Makar Sankranti has provided a global platform and day for international kite flying professionals yet this community event remains open to all. You’ll witness children clambering to get their kites into the sky, aided by their families.
With the kites launched on sharp thread the atmosphere is electrifying as kites get chopped by other kites and the broken kites fall to the ground, being chased by other children waiting in the streets below.
Dexterity and skill is demonstrated in the droves – one Indian master kite designer has previously demonstrated how to fly an astonishing 500 kites all from the one string.
Many kites have been handcrafted by traditional Indian craftsmen who venture out from surrounding villages just for this event. Tukal kites, which are four-stick kites, are thought to be the most difficult to maneuver.

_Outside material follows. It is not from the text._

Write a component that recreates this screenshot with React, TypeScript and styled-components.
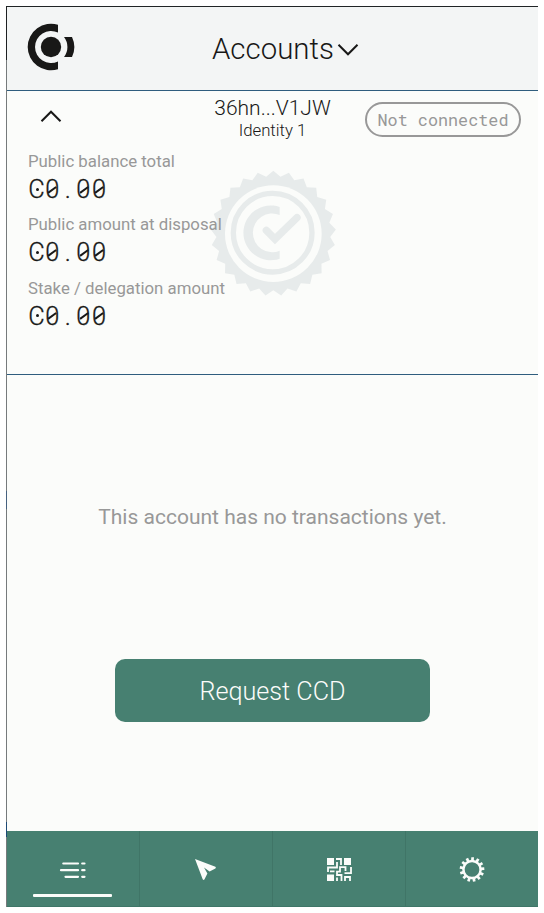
import React from 'react';
import styled, { createGlobalStyle } from 'styled-components';

const GlobalStyle = createGlobalStyle`
  *, *::before, *::after { box-sizing: border-box; }
  body { margin: 0; background: #fff; font-family: Roboto, sans-serif; color: #181817; }
`;

const Page = styled.main`
  width: 544px;
  height: 913px;
  padding: 6px;
  background: #fff;
`;

const Popup = styled.div`
  width: 532px;
  height: 901px;
  display: grid;
  grid-template-columns: 1px 531px;
`;

const Edge = styled.div`
  background: linear-gradient(#1d2022 0 54px, #767a7c 54px 485px, #46617f 485px 503px, #767a7c 503px 816px, #1d4a76 816px 831px, #767a7c 831px);
`;

const Screen = styled.div`
  display: flex;
  flex-direction: column;
  height: 901px;
  border-top: 1px solid #202426;
  background: #fbfcfa;
`;

const Header = styled.header`
  height: 84px;
  display: grid;
  grid-template-columns: 205px 1fr;
  align-items: center;
  background: #f3f5f5;
  border-bottom: 1px solid #2f5d7e;
`;

const Logo = styled.svg`
  width: 48px;
  height: 48px;
  margin: -2.5px 0 0 20px;
`;

const Title = styled.h1`
  margin: 0;
  display: flex;
  align-items: center;
  gap: 3px;
  font-size: 29.4px;
  font-weight: 300;
  line-height: 40px;
`;

const Chevron = styled.svg<{ $up?: boolean }>`
  width: 22px;
  height: 14px;
  transform: ${p => (p.$up ? 'rotate(180deg)' : 'translateY(1px)')};
`;

const AccountPanel = styled.section`
  height: 284px;
  position: relative;
  border-bottom: 1px solid #2f5d7e;
`;

const AccountBar = styled.div`
  height: 58px;
  display: grid;
  grid-template-columns: 1fr 178px 1fr;
  align-items: start;
`;

const Collapse = styled.button`
  justify-self: start;
  display: flex;
  padding: 0;
  margin: 18px 0 0 33px;
  border: 0;
  background: none;
`;

const Identity = styled.div`
  display: flex;
  flex-direction: column;
  align-items: center;
  padding-top: 5px;
  font-weight: 300;
`;

const Address = styled.span`
  font-size: 21px;
  line-height: 25px;
`;

const IdentityName = styled.span`
  font-size: 16.8px;
  line-height: 18px;
`;

const Status = styled.span`
  justify-self: end;
  width: 156px;
  height: 35px;
  margin: 11px 17px 0 0;
  border: 2px solid #989898;
  border-radius: 18px;
  color: #989898;
  font: 16.8px/31px 'Roboto Mono', 'Liberation Mono', monospace;
  text-align: center;
  white-space: nowrap;
`;

const Balances = styled.dl`
  position: relative;
  margin: 0;
  padding: 2px 0 0 21px;
`;

const Balance = styled.div`
  height: 63.4px;
`;

const Label = styled.dt`
  font-size: 16.8px;
  line-height: 20px;
  color: #989898;
`;

const Amount = styled.dd`
  display: flex;
  margin: 1px 0 0 0.8px;
  font-size: 25.4px;
  font-weight: 300;
  line-height: 34px;
  -webkit-text-stroke: 0.3px currentColor;
`;

const Digit = styled.span<{ $mark?: 'slash' | 'dot' }>`
  position: relative;
  display: flex;
  justify-content: center;
  width: 15.6px;
  &::after {
    content: ${p => (p.$mark ? "''" : 'none')};
    position: absolute;
    left: ${p => (p.$mark === 'dot' ? '7px' : '3px')};
    top: ${p => (p.$mark === 'dot' ? '15.5px' : '16.5px')};
    width: ${p => (p.$mark === 'dot' ? '3px' : '10px')};
    height: ${p => (p.$mark === 'dot' ? '3px' : '1.6px')};
    border-radius: ${p => (p.$mark === 'dot' ? '50%' : '0')};
    background: currentColor;
    transform: ${p => (p.$mark === 'slash' ? 'rotate(-36deg)' : 'none')};
  }
`;

const Seal = styled.svg`
  position: absolute;
  left: 203px;
  top: 78.6px;
  width: 126.67px;
  height: 126.67px;
`;

const Transactions = styled.section`
  flex: 1;
  display: flex;
  flex-direction: column;
  align-items: center;
`;

const Empty = styled.p`
  margin: 127px 0 0;
  font-size: 21px;
  line-height: 30px;
  color: #989898;
`;

const RequestButton = styled.button`
  width: 315px;
  height: 63px;
  margin-top: 127px;
  padding: 2px 0 0;
  border: 0;
  border-radius: 10px;
  background: #478071;
  color: #fbfcfa;
  font: 300 25.2px Roboto, sans-serif;
`;

const Nav = styled.nav`
  height: 76px;
  display: grid;
  grid-template-columns: 132px 133px 133px 1fr;
  background: #478071;
  border-bottom: 1px solid #3f7668;
`;

const NavItem = styled.a`
  display: flex;
  flex-direction: column;
  align-items: center;
  padding-top: 25px;
  & + & { border-left: 1px solid #407567; }
`;

const NavIcon = styled.svg`
  width: 28px;
  height: 28px;
`;

const Underline = styled.span`
  width: 79px;
  height: 3px;
  margin: 10px 1px 0 0;
  border-radius: 1px;
  background: #fbfcfa;
`;

const point = (angle: number, r: number, cx: number, cy: number) => {
  const a = (angle * Math.PI) / 180;
  return `${(cx + r * Math.sin(a)).toFixed(2)},${(cy - r * Math.cos(a)).toFixed(2)}`;
};

const sealEdge = Array.from({ length: 50 }, (_, i) =>
  point(i * 7.2, i % 2 ? 171 : 188, 235, 233)).join(' ');

const balances = ['Public balance total', 'Public amount at disposal', 'Stake / delegation amount'];

const ChevronIcon = ({ up }: { up?: boolean }) => (
  <Chevron $up={up} viewBox="0 0 22 14">
    <path d="M1.5 1.8 11 11.3 20.5 1.8" fill="none" stroke="#181817" strokeWidth="2" />
  </Chevron>
);

export default function App() {
  return (
    <Page>
      <GlobalStyle />
      <Popup>
        <Edge />
        <Screen>
          <Header>
            <Logo viewBox="81 69 144 144">
              <g fill="#181817">
                <path d="M174 74.2A70 70 0 1 0 174 207.8V184.2A48 48 0 1 1 174 97.8Z" />
                <circle cx="153" cy="141" r="30.5" />
                <path d="M192 111H216A70 70 0 0 1 216 171H192A49 49 0 0 0 192 111Z" />
              </g>
            </Logo>
            <Title>Accounts <ChevronIcon /></Title>
          </Header>
          <AccountPanel>
            <Seal viewBox="45 43 380 380">
              <polygon points={sealEdge} fill="#e7ebeb" />
              <circle cx="235" cy="234" r="145" fill="#fbfcfa" />
              <circle cx="233" cy="231" r="118" fill="none" stroke="#e7ebeb" strokeWidth="16" />
              <path d="M254 154A82 82 0 1 0 254 309V285A58 58 0 1 1 254 178Z" fill="#e7ebeb" />
              <path d="M214 224 240 250 306 186" fill="none" stroke="#e7ebeb" strokeWidth="22" strokeLinecap="round" />
            </Seal>
            <AccountBar>
              <Collapse aria-label="Collapse"><ChevronIcon up /></Collapse>
              <Identity>
                <Address>36hn...V1JW</Address>
                <IdentityName>Identity 1</IdentityName>
              </Identity>
              <Status>Not connected</Status>
            </AccountBar>
            <Balances>
              {balances.map(label => (
                <Balance key={label}>
                  <Label>{label}</Label>
                  <Amount>
                    <Digit $mark="dot">C</Digit>
                    <Digit $mark="slash">0</Digit>
                    <Digit>.</Digit>
                    <Digit $mark="slash">0</Digit>
                    <Digit $mark="slash">0</Digit>
                  </Amount>
                </Balance>
              ))}
            </Balances>
          </AccountPanel>
          <Transactions>
            <Empty>This account has no transactions yet.</Empty>
            <RequestButton>Request CCD</RequestButton>
          </Transactions>
          <Nav>
            <NavItem>
              <NavIcon viewBox="0 0 28 28">
                <path d="M4.3 7.5H19M23.2 7.5H25.5M2 14.2H19M23.2 14.2H25.5M6.5 20.8H19M23.2 20.8H25.5" stroke="#fbfcfa" strokeWidth="2.2" strokeLinecap="round" />
              </NavIcon>
              <Underline />
            </NavItem>
            <NavItem>
              <NavIcon viewBox="0 0 28 28">
                <path d="M3 3 23.4 10.7Q24.4 11.5 23.4 12.5L17.6 15.5 12 11.4 15.4 17.5 12.4 23.5Q11.4 24.5 10.7 23.2Z" fill="#fbfcfa" />
              </NavIcon>
            </NavItem>
            <NavItem>
              <NavIcon viewBox="0 0 28 28">
                <path d="M2 2H9V9H2ZM19 2H26V9H19ZM2 18.4H9V25H2Z" fill="#fbfcfa" />
                <path d="M11 3H16V9M12 6V11.5H3V16M5 15.3H9.5M26 11V17.2H19.5M20.5 15V11.2H15V15.7H12V19H16.5V25M12 21.5V25M20 25V21H25V25" fill="none" stroke="#fbfcfa" strokeWidth="1.8" />
              </NavIcon>
            </NavItem>
            <NavItem>
              <NavIcon viewBox="0 0 28 28">
                <g fill="none" stroke="#fbfcfa" transform="rotate(3 14 13.5)">
                  <circle cx="14" cy="13.5" r="8.6" strokeWidth="2.5" />
                  {Array.from({ length: 13 }, (_, i) => (
                    <path key={i} d="M14 1.2V5" strokeWidth="2.7" transform={`rotate(${(i * 360) / 13} 14 13.5)`} />
                  ))}
                </g>
              </NavIcon>
            </NavItem>
          </Nav>
        </Screen>
      </Popup>
    </Page>
  );
}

By night you can watch illuminated kites soar into the stars.
While steeped in various traditions that often go back decades and even centuries, the festivals in India vary in their attitude.
Some spiritual festivals tend to have a sober basis to them, with fasting taking place before or during the day, pandits (priests) clad in simple orange or white loin cloths performing various puja (prayers) at the temple.
Others are purely playful – with an joyful and childlike element to them that are fun for all the family – from boat races to firework displays to painted elephants!
You can also enjoy contemporary cultural festivals, that celebrate the fusion of modern India and the international community, such as the Jaipur Literature Festival and Jodhpur Rajasthan International Folk Festival, which we had to include as they are worth attending for bibliophiles and music aficionados alike.
We recommend you take the advice of our local guides and follow their lead (when in Rome) after all, and show your respect through your attitude, open mindedness and appropriate attire, particularly at places of worship such as temples, churches and mosques.
It is absolutely worthwhile planning your vacation to India around one of these exciting events.